1) I’m claiming for myself exactly what I say the faithful are hypocritical in claiming, namely tolerance of different views. Well, I think my whole case rests contrasting a subjective human position founded on evidence against an alleged repose in Divine authority. So I’m not even going to grace such critiques with a response.

2) Religions, and I’ll limit myself to Christianity for now, complex and multifaceted as they are (what else would a human created system be? The more you dispassionately examine them, the more religions reflect their human origins, as opposed to their supposedly Divine ones), often have parts that – as well as paradoxically condemning their ‘out groups’ – profess to care most for them. Once again, such arguments are freighted so completely with such low-level unexamined assumptions as to be unworthy of reply. Not only is it totally paradoxical, it’s also patronising at a level that only the delusion of Divine sanctions for one’s own beliefs can attain.

NOTES:

[1] Allegedly a quote from Kurt Vonnegut’s Mother Night! Which I recently reviewed here.
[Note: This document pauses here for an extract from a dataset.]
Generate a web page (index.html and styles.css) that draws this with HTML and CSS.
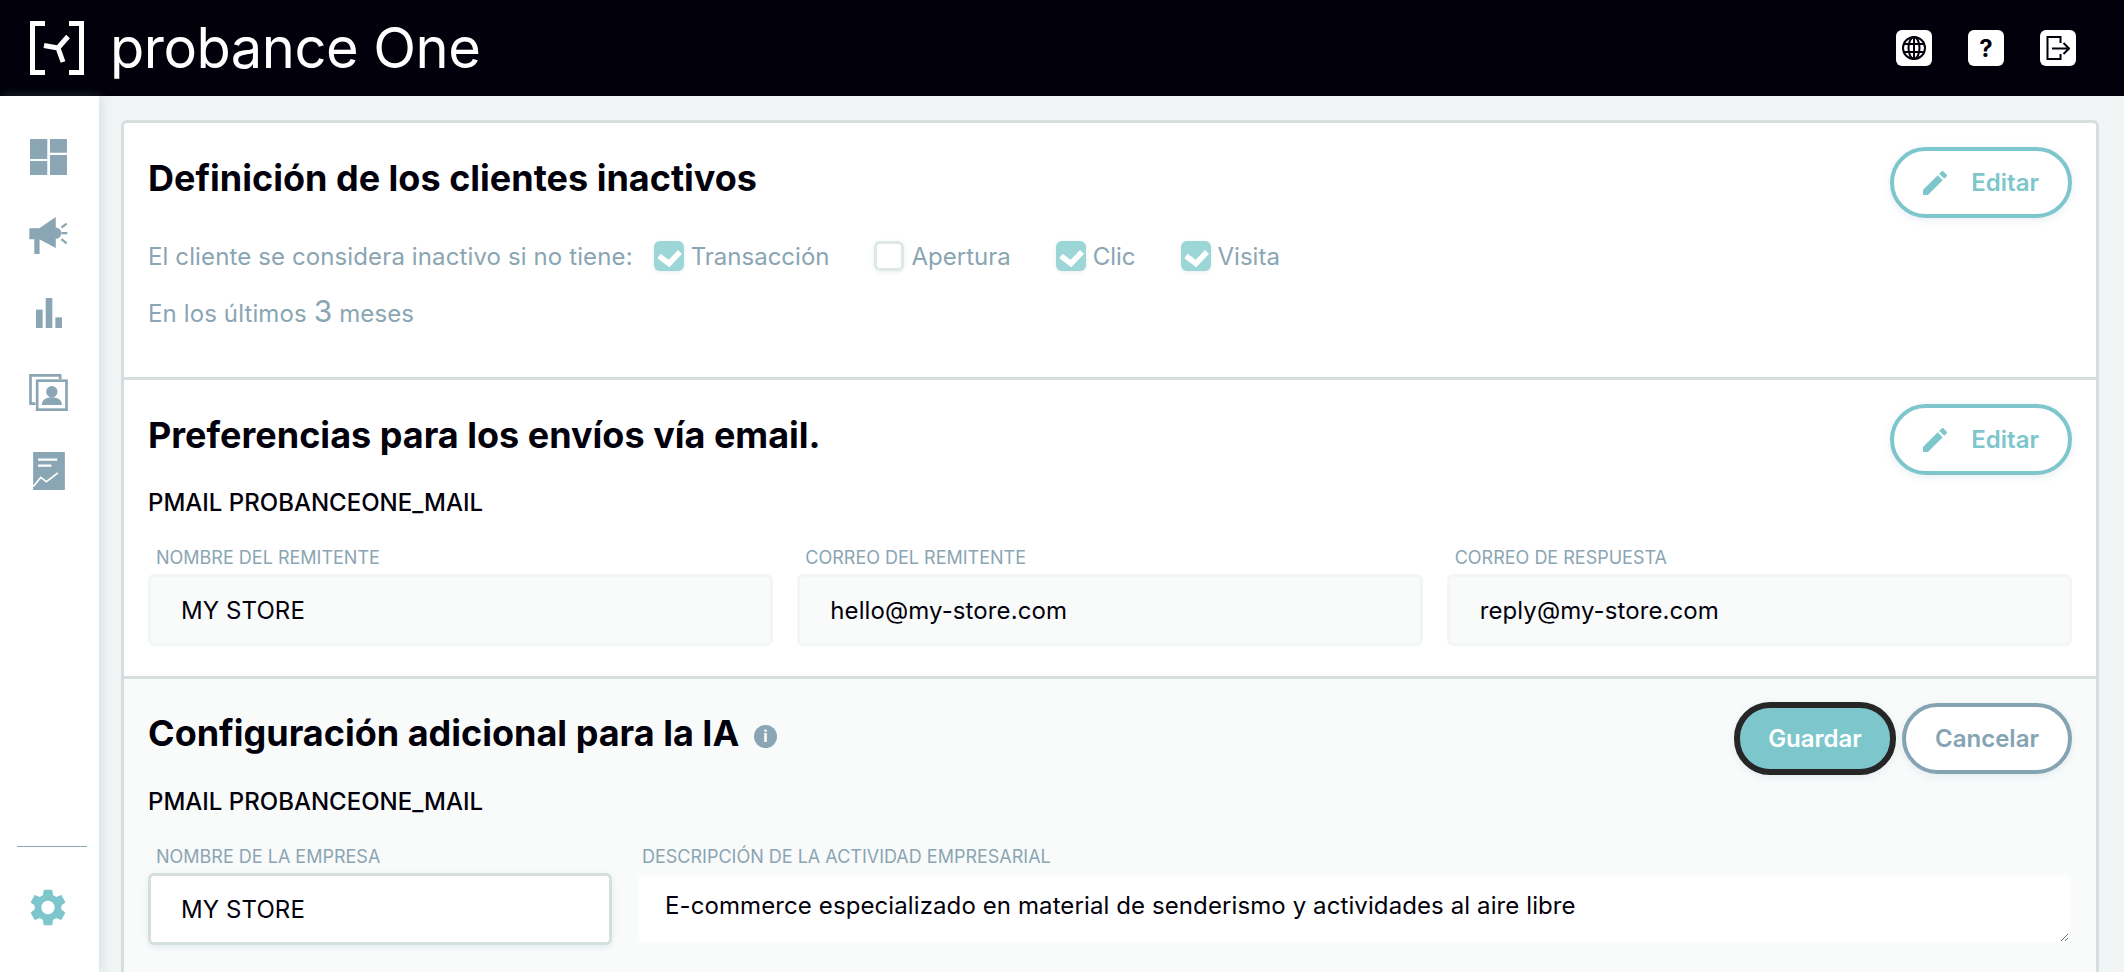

[2] Father Jack is a character in the terrific Father Ted TV series.

[3] I’ve experienced this myself. Both reading about it (as in the Price of Paradise, that I’ve just read and reviewed), and in ordinary daily life. Staying in an AirB&B in a certain London borough, some years ago, was the closest I’ve got to being in a ghetto, or visiting India/Asia.

[4] This area of thought brings to mind Alain de Botton’s Religion For Atheists, and suchlike.